Kadınlar medyada sadece anne olarak var
Son yıllarda medyada kadın temsili, ağırlıklı olarak annelik, doğurganlık ve aile içi rollerle sınırlanıyor. Bu temsil biçimi kadını bir birey olarak değil, sadece ailesine hizmet eden biri olarak gösteriyor. 2025 yılı boyunca “Aile Yılı” temasıyla uyumlu haberlerde kadının toplumsal rolü oldukça daraltıldı. Şiddet, yoksulluk, işsizlik gibi yapısal sorunlara değinilmek yerine annelik ve evlilik teşvik edildi. Kadınlar çoğunlukla “çocuk doğuran kişi” olarak yer buldu; fikir üreten, mücadele eden ya da söz söyleyen kadınlar ise ya görmezden gelindi ya da olumsuz şekilde gösterildi.
Kadınları hedef alan manşetler
Bu duruma örnek olarak, Yeni Akit gazetesinin 16 Mayıs 2025 tarihli “Batı hayranı feministlere ‘Aile Yılı’ battı!” başlıklı haberi verilebilir. Bu haberde, kadınların şiddete karşı yaptığı protesto, “evlilik teşviki” üzerinden çarpıtıldı. Kadınların verdiği mesajlar yok sayıldı, mücadeleleri küçümsendi. Bu tür haber başlıkları iki şey yapıyor: birincisi kadın hareketini “Batı’nın oyunu” gibi göstererek marjinalleştiriyor. İkincisi ise kadınların şiddete karşı verdiği mücadeleyi “aileye saldırı” gibi sunarak toplumu yanlış yönlendiriyor.
Bu yaklaşım, kadınları edilgen ve suskun göstermenin ötesinde, onları doğrudan hedef haline getiriyor.
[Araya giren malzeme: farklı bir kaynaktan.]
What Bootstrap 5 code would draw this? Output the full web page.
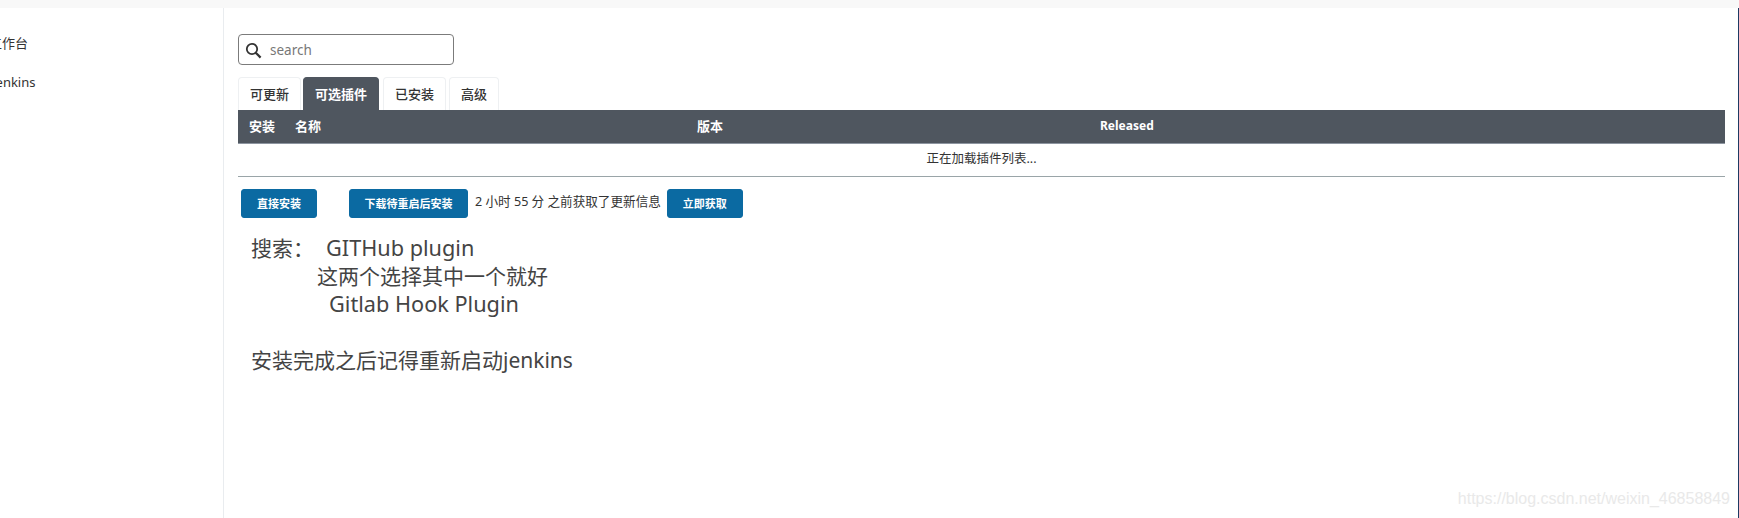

Kadınların özgürlük ve eşitlik talepleri bu yolla bastırılmak isteniyor.
‘Aile düşmanlığı’ söylemi ile kadınlar hedef alınıyor
Kadın hareketi Türkiye’de uzun yıllardır şiddete, eşitsizliğe ve ayrımcılığa karşı mücadele veriyor. Ancak 2025 yılı, bu mücadelenin medyada daha fazla hedef alındığı bir yıl oldu. Özellikle “Aile Yılı” temasıyla birlikte, kadınların hak talepleri “aile düşmanlığı” gibi gösterilmeye başlandı. Medya, bu süreci yönetmenin en etkili araçlarından biri olarak kullanıldı.
8 Mart Gece Yürüyüşü
8 Mart Dünya Kadınlar Günü’nde İstanbul’da yapılan gece yürüyüşü, bu çarpıtmanın en belirgin örneğiydi. Bazı medya organları, yürüyüşte atılan şiddet karşıtı sloganları haberleştirmek yerine, “aileye saldırı” başlıklarıyla kadınları hedef aldı. Oysa kadınlar bu yürüyüşte ev içi şiddete, çocuklara yönelik cinsel suçlara, yoksulluğa ve erkek şiddetine karşı seslerini yükseltti. Talepleri çok netti: “Yaşamak istiyoruz!” Ama medya bu gerçekleri görmek yerine, onları suçlamayı tercih etti.
Medyanın rolü ne?
Medya burada sadece bilgi aktaran bir araç değil. Aynı zamanda iktidarın bakış açısını topluma yaymakta önemli bir rol oynuyor. Kadınların eşitlik ve yaşam hakkı talepleri bu yolla çarpıtılıyor. “Aile” ise sorgulanamaz, eleştirilemez bir kutsal değer gibi sunuluyor.
Bu tutum, kadına yönelik şiddeti konuşmayı zorlaştırıyor. Şiddeti dile getiren her ses, susturulmaya çalışılıyor.
Şiddeti görünmez kılan sessizlik
Kadınların yaşam hakkı yalnızca şiddet uygulayan kişilere karşı değil, bu şiddeti gizleyen, görmezden gelen ve meşrulaştıran medyaya karşı da savunulmak zorunda.